Beckett and his prison(s)

Yesterday at “La Planeta” theatre hall in Girona, I saw “Krapp’s last tape”, directed by Samuel Beckett himself and performed by Rick Cluchey, from the San Quentin Drama Workshop.

After the play, we had the privilege of discussing with Mr. Cluchey. The story of this man is quite fantastic. Imprisoned for armed robbery at the San Quentin state prison, he discovers Beckett’s plays during his 10 years of cell. Luckily, his cell was close enough to the yard where the people were acting, so he could hear it. Apparently, in a contradictory way, the imprisoned could not hear anything from the plays. Little by little he comes to like theater and Beckett’s world especially.

He played Beckett’s plays 7 times while in prison. Beckett never came to see them because, as Mr. Cluchey told us, he said that the representation was for the actors. If he were to be in the room, all the audience would watch him and ignore the actors…would you have expected this from Beckett? Therefore, they met at “Deux maggots cafe” in Paris. And this way, Rick Cluchey became one of the few people directed by Beckett.

Cluchey let us in on some little secrets about working with Beckett. For example, recording the 17 minutes tape used in “Krapp’s last tape” took 3 days in Berlin.

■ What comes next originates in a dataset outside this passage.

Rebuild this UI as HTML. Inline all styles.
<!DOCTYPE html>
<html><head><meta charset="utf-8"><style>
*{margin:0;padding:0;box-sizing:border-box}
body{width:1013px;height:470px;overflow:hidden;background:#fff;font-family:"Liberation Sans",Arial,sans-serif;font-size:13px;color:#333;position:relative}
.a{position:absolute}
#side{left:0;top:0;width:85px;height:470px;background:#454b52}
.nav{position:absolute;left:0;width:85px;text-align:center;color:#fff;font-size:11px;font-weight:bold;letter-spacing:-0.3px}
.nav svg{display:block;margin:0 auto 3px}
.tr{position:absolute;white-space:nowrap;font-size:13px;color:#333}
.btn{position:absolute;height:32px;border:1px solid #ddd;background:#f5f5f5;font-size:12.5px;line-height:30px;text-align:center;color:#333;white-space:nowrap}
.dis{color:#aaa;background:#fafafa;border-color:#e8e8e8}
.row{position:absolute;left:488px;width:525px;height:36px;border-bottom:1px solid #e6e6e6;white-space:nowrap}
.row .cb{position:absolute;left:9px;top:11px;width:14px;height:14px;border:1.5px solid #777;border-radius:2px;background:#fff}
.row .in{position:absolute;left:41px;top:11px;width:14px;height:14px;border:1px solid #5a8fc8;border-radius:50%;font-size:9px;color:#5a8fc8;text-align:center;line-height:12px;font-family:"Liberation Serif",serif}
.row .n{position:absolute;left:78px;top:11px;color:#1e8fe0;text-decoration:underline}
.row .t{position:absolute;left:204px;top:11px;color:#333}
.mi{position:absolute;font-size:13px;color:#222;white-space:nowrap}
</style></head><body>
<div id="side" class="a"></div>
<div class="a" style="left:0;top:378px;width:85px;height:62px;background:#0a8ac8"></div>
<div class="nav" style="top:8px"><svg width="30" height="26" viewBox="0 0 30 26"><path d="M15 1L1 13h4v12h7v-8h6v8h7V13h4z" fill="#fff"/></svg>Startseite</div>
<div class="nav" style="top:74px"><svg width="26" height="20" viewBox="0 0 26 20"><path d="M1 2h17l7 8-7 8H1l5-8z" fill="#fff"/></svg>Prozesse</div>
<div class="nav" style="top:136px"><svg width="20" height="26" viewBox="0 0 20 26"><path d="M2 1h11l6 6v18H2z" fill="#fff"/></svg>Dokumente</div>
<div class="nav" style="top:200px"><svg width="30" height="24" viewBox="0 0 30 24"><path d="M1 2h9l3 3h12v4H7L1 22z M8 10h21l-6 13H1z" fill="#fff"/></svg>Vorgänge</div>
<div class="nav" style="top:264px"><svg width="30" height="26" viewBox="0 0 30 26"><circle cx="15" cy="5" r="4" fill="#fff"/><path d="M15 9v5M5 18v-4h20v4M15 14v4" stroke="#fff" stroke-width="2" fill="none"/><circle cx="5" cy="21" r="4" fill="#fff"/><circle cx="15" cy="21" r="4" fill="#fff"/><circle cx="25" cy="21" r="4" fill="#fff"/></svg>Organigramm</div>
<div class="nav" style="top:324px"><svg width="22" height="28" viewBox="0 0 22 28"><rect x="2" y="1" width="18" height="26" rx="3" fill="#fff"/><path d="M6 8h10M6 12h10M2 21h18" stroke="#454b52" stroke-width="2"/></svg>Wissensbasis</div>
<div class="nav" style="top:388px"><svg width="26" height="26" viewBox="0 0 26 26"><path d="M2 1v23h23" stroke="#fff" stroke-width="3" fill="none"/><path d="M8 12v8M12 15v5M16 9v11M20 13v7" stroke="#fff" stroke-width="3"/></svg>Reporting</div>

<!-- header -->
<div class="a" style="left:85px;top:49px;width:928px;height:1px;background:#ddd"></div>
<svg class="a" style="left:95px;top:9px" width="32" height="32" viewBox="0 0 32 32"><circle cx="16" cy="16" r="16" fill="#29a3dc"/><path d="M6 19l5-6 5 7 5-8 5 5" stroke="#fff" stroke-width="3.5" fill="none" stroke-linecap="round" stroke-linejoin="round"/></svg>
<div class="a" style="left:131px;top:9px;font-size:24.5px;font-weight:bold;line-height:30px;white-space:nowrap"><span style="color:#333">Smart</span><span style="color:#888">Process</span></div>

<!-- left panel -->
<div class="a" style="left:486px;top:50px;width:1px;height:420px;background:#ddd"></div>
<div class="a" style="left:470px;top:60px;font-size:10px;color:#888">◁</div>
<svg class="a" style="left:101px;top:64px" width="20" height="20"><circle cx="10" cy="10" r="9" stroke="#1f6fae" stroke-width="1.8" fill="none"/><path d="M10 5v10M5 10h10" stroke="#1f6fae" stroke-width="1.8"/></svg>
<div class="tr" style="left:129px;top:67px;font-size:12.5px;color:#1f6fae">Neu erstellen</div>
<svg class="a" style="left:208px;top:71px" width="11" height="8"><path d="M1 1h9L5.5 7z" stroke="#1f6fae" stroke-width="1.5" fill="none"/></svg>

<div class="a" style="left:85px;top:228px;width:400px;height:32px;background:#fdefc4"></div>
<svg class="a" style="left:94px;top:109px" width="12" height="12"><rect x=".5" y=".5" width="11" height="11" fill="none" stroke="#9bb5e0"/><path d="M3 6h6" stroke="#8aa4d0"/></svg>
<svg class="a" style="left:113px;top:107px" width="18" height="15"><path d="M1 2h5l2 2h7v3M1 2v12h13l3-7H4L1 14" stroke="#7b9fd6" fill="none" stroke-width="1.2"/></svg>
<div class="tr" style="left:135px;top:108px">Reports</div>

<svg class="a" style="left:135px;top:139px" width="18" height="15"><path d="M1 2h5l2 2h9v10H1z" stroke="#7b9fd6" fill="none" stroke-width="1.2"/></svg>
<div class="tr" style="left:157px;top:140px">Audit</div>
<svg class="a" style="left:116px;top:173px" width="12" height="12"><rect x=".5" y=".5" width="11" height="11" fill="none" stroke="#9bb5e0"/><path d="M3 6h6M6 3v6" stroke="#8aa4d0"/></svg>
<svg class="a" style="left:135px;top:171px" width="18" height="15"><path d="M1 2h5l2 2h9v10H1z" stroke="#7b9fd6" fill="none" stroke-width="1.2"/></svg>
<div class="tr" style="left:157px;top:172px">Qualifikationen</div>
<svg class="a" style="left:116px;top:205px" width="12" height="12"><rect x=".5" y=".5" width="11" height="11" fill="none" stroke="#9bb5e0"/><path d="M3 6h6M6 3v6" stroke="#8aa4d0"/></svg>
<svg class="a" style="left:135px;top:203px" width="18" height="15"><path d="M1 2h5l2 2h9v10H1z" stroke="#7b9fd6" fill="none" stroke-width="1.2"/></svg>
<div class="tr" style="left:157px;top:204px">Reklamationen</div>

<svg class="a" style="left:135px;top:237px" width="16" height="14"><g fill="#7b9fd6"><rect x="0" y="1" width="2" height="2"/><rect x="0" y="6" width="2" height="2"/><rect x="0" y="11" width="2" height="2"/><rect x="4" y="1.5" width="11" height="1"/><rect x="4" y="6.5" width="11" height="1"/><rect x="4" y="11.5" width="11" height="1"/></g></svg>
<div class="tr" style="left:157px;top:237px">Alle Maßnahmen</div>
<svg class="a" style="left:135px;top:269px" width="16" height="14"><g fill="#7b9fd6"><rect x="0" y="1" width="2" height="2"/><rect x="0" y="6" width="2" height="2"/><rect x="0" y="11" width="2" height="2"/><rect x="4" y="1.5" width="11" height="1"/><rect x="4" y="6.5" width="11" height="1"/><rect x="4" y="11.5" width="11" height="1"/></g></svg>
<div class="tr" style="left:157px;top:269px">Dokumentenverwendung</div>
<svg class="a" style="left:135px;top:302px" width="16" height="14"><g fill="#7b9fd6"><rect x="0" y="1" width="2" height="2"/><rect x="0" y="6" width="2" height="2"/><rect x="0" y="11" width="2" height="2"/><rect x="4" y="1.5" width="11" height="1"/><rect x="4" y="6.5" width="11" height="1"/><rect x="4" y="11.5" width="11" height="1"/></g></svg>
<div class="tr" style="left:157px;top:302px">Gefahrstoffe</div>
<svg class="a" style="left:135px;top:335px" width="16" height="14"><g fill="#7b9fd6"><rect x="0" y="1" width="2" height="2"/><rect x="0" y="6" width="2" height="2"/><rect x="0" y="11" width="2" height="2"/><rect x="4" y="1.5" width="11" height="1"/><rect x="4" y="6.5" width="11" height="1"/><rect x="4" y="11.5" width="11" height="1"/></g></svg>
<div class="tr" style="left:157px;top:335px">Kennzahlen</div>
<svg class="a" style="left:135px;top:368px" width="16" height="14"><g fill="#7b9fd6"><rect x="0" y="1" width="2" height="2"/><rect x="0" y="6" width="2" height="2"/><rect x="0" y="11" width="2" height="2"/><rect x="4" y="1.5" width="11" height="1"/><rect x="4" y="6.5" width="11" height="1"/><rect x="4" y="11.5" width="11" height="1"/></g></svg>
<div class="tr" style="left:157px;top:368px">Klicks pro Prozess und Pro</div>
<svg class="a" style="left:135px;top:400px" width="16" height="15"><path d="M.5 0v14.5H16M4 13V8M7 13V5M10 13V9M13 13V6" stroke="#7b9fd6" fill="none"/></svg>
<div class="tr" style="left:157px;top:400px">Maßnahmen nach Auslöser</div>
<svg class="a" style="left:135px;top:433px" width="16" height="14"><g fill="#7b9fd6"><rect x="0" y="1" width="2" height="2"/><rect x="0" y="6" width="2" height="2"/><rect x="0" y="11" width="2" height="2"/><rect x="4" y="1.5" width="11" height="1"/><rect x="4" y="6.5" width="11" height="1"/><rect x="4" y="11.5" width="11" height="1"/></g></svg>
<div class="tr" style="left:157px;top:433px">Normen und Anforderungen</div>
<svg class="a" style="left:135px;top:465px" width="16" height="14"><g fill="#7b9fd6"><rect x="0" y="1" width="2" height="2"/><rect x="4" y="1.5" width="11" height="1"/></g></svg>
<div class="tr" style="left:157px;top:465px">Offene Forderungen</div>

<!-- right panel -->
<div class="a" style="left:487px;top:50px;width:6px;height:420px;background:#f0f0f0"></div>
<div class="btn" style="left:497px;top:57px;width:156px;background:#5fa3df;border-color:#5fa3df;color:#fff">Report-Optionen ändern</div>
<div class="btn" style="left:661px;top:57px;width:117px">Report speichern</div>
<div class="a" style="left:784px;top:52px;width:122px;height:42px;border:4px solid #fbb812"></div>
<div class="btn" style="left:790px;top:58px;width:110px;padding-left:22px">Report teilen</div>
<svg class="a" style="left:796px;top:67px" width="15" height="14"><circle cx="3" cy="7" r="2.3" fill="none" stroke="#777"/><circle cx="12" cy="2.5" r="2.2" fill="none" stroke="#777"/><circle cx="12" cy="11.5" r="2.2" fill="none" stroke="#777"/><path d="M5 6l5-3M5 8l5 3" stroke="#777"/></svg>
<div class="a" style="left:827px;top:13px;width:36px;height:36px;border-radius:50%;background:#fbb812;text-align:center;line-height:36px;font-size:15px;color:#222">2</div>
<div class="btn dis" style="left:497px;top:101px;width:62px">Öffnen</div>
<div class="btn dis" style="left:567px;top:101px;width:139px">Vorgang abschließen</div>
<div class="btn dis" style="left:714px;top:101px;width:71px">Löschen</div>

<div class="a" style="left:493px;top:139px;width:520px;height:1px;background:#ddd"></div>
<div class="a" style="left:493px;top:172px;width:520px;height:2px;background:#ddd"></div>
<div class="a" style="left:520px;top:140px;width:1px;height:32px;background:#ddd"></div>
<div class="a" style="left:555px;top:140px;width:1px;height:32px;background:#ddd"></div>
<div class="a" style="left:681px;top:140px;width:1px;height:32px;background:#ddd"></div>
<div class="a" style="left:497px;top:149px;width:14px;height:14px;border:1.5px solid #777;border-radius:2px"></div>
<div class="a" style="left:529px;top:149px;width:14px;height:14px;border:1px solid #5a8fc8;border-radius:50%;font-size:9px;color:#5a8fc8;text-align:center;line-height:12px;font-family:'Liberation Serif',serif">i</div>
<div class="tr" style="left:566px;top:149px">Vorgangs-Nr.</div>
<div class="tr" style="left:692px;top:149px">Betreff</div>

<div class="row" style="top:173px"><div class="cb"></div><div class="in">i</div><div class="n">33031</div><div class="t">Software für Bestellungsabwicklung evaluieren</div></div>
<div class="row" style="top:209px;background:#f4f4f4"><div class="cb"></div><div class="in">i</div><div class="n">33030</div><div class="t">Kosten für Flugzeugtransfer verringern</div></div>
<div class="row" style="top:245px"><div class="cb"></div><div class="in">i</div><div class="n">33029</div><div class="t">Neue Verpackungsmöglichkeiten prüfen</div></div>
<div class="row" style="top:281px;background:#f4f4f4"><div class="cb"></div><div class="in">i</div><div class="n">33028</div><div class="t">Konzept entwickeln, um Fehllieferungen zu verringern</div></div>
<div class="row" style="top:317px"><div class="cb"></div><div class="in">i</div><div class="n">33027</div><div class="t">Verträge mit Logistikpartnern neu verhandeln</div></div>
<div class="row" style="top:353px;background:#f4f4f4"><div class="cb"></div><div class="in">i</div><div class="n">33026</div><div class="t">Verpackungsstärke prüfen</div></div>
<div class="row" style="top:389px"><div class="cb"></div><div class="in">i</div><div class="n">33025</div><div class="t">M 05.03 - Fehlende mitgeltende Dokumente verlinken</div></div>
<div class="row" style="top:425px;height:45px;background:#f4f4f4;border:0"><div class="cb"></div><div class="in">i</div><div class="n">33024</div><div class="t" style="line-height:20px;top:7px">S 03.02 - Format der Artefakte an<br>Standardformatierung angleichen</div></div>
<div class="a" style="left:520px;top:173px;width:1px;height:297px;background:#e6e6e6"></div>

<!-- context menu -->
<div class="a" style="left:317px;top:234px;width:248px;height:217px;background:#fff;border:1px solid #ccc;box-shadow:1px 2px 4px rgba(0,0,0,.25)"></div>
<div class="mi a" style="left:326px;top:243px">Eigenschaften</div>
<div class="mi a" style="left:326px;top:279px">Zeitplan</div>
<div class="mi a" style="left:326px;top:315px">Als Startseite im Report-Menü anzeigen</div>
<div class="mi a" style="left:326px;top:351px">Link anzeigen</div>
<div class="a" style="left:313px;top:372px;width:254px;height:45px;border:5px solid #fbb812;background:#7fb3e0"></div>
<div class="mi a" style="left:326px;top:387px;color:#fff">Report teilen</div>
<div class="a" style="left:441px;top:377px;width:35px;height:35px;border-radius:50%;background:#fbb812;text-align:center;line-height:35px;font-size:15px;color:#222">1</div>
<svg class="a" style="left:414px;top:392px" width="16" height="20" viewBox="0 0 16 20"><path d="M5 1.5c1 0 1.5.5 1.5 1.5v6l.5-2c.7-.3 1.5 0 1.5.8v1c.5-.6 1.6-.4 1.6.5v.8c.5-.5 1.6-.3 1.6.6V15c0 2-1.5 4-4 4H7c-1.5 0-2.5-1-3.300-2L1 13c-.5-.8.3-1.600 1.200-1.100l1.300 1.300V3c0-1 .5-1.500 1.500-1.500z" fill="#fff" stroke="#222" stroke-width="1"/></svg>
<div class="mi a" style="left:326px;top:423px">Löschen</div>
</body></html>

He made Cluchey memorize the text, he wasn’t allowed to read, and he would stand behind a glass wall and continuously tell Cluchey he was doing everything wrong. We also found out that Beckett, in Paris, lived above a prison, where every morning groups of people gathered to see how the prisoners were executed…Perhaps it’s one of the reasons why all Beckett’s characters are, somehow, in a prison: under the sand, in trash cans, prisoners of failure…

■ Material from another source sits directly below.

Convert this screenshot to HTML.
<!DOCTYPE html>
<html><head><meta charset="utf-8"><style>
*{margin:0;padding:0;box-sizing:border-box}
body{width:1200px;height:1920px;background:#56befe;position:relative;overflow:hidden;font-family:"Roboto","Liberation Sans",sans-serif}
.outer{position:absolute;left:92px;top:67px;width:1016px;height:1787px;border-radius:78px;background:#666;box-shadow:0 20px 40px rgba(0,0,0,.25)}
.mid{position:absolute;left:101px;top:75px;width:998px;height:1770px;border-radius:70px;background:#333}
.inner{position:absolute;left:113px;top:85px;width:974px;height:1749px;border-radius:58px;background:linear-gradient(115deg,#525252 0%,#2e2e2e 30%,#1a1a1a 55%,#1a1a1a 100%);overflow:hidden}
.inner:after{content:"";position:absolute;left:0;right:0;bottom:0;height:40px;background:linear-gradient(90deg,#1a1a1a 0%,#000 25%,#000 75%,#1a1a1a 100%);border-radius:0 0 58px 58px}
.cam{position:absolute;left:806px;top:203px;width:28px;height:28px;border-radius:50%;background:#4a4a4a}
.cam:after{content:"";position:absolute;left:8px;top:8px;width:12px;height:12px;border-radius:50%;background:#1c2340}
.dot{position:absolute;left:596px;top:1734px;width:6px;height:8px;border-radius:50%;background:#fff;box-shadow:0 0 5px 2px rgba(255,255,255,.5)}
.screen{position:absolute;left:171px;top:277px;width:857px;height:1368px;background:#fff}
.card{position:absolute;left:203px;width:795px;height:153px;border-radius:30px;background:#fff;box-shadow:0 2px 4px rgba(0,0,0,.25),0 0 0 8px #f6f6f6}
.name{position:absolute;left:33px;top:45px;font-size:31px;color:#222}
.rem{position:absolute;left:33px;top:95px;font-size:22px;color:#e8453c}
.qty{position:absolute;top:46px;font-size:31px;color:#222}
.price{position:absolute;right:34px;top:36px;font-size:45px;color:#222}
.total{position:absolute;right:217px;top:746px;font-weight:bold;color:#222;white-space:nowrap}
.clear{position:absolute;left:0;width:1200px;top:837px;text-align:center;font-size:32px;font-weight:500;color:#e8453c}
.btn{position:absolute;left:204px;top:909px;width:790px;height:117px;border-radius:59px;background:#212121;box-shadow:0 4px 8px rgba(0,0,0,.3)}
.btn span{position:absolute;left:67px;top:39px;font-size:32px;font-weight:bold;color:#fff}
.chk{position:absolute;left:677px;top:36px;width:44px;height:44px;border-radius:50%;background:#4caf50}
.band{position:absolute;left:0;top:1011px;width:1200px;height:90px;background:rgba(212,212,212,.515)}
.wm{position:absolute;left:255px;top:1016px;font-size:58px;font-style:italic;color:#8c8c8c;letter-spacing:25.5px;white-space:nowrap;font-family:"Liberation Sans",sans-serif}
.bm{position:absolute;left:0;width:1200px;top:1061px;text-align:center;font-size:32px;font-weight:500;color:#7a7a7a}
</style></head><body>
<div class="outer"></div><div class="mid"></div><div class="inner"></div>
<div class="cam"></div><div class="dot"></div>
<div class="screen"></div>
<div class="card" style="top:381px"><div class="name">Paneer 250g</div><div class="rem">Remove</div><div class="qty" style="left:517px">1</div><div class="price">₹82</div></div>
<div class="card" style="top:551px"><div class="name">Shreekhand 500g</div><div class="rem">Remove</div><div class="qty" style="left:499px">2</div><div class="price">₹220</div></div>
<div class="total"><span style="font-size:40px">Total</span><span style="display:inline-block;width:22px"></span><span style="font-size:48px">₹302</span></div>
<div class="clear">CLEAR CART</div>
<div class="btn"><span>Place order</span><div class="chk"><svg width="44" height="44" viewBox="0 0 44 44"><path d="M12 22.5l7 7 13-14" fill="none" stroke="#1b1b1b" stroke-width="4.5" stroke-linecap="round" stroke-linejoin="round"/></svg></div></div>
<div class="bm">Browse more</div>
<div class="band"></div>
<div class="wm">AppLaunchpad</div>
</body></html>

Like Krapp. He fails in his career, as a lover, as a person. Every year for his birthday, he returns to record a new tape and listen to the one from the previous year. Despair, sadness, feelings of regret, guilt…the playing machine becomes an object of love, all the gestures are exaggerated. A body inside its own prison, a powerful actor always present and making you enter the difficult world of Beckett’s characters.

As Cluchey tells us, man was a tragic figure for Beckett. Maybe it’s because of this that the majority of actors interpreting Beckett characters are “clowning” all the times. How can you make this tragic human figure less tragic? Using the clown, who tries to hide all his sadness underneath a happy face make-up…

Congratulations, Mr. Cluchey, maybe you are one of the few who managed to meet Godot and to fulfill your destiny, both personally and professionally!